Dataset extract ->

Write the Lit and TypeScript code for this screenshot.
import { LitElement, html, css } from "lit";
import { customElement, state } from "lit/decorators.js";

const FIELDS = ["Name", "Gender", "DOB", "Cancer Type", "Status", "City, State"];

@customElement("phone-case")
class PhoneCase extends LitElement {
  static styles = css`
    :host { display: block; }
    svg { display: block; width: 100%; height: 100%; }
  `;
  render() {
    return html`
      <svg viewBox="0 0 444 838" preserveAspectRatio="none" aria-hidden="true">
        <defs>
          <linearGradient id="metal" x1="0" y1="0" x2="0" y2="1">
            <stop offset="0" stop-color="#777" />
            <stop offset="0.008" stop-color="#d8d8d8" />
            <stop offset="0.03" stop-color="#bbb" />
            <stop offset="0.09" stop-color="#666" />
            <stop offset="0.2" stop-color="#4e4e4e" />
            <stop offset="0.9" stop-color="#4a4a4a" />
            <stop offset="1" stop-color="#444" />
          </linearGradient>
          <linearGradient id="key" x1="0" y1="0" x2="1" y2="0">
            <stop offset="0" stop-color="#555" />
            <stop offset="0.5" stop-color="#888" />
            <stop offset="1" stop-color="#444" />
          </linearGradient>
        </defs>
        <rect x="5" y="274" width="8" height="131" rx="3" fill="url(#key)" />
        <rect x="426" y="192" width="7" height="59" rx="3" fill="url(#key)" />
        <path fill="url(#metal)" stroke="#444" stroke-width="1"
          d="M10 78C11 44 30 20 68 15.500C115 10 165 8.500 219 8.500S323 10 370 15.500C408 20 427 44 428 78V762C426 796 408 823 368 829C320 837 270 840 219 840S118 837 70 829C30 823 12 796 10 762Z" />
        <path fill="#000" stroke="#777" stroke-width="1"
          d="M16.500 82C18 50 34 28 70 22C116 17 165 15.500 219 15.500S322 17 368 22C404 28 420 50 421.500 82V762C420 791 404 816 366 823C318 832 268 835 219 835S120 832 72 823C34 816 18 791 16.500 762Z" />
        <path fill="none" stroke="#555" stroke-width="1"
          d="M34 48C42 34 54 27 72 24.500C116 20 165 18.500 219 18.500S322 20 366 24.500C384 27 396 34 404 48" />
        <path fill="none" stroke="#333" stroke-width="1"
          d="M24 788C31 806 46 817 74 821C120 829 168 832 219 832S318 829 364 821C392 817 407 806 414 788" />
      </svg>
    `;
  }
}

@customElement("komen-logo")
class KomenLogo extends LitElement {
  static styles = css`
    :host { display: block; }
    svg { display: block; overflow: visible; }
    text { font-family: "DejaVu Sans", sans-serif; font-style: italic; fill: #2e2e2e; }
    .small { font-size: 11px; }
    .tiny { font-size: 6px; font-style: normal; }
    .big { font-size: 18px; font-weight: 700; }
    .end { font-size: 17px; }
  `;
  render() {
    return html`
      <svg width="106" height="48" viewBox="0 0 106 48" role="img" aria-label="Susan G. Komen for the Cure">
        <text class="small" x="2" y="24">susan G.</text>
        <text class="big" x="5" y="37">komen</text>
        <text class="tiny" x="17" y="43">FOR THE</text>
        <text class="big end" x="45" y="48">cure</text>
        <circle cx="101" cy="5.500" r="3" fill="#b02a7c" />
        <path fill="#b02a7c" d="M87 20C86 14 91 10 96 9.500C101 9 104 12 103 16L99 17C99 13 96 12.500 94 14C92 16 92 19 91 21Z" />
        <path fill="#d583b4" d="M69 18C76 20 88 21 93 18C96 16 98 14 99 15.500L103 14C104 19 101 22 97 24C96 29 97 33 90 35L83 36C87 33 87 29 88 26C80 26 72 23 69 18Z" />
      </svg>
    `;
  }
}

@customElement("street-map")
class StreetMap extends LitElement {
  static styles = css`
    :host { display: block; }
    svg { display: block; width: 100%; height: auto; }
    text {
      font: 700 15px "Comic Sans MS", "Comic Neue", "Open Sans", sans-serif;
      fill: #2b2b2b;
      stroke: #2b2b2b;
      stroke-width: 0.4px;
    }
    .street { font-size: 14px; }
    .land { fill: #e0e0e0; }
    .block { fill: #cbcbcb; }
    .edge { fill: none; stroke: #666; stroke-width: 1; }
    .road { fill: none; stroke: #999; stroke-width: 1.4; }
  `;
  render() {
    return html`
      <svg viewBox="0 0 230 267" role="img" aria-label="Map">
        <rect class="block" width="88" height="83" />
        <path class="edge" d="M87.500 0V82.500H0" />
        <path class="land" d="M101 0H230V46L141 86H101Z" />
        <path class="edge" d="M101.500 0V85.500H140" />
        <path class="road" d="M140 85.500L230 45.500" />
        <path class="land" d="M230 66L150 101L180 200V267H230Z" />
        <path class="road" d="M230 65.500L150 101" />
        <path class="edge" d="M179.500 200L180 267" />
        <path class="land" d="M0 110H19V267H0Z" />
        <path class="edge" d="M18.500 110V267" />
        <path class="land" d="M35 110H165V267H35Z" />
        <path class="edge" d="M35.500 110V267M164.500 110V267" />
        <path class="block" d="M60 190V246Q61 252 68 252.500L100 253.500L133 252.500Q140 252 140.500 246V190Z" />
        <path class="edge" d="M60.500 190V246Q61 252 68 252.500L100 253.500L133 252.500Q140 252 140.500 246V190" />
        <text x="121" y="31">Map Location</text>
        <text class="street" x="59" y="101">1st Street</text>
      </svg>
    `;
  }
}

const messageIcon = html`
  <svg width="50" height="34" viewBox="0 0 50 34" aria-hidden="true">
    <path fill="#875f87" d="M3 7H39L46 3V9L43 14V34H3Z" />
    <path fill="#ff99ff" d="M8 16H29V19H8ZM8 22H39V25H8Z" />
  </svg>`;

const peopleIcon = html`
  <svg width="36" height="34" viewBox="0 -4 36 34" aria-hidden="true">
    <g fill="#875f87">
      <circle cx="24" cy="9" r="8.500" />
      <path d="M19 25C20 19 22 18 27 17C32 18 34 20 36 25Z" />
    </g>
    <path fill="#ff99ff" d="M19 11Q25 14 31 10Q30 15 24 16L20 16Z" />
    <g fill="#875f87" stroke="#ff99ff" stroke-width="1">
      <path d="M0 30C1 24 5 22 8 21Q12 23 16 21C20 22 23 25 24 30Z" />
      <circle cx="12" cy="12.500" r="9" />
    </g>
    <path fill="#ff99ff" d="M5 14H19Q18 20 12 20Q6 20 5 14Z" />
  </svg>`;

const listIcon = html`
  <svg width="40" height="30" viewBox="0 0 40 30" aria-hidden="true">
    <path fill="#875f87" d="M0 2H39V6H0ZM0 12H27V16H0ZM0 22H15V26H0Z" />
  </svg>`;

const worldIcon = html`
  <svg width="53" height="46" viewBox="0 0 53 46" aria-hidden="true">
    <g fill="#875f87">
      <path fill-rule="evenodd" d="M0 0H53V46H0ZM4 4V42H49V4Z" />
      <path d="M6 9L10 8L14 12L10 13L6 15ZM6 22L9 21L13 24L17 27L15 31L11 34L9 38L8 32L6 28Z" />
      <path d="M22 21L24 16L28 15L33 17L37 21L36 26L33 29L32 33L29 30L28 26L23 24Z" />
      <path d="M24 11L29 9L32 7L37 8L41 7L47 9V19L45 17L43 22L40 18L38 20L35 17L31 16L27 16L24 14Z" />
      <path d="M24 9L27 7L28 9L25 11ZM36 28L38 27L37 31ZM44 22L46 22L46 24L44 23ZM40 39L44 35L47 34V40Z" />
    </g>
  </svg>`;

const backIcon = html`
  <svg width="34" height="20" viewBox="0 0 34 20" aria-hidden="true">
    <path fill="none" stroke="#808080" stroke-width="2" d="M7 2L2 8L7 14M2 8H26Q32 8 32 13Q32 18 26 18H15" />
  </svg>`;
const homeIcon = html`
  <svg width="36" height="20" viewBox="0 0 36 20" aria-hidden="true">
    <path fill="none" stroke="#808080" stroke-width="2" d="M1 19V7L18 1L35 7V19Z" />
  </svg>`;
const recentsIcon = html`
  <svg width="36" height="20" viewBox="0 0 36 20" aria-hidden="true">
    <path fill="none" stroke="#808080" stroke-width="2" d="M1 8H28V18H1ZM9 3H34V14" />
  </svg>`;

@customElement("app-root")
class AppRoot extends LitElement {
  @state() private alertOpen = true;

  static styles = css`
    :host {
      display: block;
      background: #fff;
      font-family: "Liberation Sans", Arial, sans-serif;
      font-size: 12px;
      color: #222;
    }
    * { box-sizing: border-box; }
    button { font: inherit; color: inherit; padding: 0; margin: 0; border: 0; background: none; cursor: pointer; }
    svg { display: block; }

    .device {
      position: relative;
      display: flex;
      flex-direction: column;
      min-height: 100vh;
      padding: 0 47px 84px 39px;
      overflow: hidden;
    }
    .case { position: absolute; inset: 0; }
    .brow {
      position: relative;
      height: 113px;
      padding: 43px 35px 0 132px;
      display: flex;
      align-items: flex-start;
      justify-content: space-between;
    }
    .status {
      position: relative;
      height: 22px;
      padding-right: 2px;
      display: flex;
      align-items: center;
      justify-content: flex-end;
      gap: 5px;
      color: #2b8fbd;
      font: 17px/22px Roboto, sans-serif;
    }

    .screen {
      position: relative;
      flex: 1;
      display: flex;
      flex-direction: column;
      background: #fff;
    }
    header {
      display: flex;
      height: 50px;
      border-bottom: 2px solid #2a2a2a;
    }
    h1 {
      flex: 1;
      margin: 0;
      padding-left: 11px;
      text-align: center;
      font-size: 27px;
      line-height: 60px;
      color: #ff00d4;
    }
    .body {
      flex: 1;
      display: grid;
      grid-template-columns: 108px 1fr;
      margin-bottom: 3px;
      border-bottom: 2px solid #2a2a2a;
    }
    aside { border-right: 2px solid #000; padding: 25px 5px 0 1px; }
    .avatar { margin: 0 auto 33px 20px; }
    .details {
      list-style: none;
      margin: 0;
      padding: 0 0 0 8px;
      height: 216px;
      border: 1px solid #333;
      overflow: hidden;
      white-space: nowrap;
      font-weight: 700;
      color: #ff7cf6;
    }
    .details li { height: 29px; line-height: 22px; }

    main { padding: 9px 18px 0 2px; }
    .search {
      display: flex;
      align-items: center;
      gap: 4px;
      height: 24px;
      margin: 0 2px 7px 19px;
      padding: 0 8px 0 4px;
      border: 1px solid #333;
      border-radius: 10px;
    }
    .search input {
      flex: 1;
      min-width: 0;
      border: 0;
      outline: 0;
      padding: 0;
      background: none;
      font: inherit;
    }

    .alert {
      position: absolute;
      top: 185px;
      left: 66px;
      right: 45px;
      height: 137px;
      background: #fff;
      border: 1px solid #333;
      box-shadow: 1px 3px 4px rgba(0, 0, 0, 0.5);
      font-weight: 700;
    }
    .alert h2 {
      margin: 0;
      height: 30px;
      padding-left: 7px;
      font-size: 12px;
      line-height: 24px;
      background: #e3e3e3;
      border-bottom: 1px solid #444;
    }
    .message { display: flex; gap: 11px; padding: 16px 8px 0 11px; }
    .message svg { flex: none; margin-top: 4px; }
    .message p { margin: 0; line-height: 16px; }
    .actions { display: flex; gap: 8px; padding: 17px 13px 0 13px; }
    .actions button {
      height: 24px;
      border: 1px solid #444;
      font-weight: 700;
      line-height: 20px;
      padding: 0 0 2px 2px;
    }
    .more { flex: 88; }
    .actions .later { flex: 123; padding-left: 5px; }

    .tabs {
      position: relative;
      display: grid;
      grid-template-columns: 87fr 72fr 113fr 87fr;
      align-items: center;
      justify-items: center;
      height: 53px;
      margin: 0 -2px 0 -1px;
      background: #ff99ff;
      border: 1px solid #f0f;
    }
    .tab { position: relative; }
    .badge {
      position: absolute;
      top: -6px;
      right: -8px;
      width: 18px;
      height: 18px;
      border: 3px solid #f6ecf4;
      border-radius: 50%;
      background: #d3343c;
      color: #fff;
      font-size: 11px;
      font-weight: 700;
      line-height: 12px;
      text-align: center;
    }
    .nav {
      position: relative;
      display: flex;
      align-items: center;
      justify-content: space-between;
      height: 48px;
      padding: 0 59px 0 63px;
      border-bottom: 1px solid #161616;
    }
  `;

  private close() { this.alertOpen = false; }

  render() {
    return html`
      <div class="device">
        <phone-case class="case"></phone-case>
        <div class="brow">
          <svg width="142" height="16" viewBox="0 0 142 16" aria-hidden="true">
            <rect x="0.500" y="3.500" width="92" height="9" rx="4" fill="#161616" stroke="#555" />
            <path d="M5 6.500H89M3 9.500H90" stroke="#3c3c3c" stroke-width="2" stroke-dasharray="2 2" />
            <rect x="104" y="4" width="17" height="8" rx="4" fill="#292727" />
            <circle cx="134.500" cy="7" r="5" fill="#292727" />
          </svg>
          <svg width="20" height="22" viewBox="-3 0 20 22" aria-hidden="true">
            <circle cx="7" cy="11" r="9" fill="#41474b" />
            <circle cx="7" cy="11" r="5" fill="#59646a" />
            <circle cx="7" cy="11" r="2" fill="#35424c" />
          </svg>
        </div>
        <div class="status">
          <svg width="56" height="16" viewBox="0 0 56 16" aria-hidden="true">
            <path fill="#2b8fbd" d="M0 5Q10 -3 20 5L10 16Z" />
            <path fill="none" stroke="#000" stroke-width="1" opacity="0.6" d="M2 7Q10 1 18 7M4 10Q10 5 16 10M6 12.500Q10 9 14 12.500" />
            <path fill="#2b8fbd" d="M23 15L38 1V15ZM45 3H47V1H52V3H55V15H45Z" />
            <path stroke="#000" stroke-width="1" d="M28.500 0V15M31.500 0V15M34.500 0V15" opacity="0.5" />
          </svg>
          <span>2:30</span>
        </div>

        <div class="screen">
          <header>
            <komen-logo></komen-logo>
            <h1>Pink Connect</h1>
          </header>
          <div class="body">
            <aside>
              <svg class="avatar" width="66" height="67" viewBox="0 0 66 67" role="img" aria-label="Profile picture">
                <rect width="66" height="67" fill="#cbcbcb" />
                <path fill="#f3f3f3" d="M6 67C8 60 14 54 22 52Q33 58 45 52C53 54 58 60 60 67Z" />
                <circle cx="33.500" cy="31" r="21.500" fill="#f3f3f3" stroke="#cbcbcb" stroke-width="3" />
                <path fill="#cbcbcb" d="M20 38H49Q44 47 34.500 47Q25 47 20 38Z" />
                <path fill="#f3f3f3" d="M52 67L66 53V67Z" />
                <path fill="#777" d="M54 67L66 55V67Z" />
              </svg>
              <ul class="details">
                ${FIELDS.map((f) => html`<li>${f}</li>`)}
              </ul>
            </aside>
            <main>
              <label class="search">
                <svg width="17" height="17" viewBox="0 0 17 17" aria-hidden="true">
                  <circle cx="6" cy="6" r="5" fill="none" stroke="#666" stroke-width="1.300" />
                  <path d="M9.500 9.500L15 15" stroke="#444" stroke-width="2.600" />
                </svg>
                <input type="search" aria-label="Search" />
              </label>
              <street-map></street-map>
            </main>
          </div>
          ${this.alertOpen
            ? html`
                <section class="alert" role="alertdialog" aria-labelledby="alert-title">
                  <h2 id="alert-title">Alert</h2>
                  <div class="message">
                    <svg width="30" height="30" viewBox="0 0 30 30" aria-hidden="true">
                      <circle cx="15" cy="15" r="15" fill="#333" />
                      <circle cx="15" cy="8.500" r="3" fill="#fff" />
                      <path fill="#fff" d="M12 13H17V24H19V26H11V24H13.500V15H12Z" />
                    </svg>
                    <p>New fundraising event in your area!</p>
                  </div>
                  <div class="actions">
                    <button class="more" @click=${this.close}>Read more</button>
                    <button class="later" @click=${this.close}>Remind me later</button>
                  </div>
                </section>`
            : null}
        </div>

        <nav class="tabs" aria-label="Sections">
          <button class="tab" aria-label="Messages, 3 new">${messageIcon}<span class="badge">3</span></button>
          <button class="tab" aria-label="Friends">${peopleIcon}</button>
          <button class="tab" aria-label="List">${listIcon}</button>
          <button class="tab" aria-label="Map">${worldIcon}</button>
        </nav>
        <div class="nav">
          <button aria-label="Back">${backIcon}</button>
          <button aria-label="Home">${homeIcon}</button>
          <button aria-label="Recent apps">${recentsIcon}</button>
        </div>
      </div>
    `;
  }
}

What needs to be done -> Locate each line containing the string "this" and show it.

Written solution ->
Write the Lit and TypeScript code for this screenshot.
  private close() { this.alertOpen = false; }
          ${this.alertOpen
                    <button class="more" @click=${this.close}>Read more</button>
                    <button class="later" @click=${this.close}>Remind me later</button>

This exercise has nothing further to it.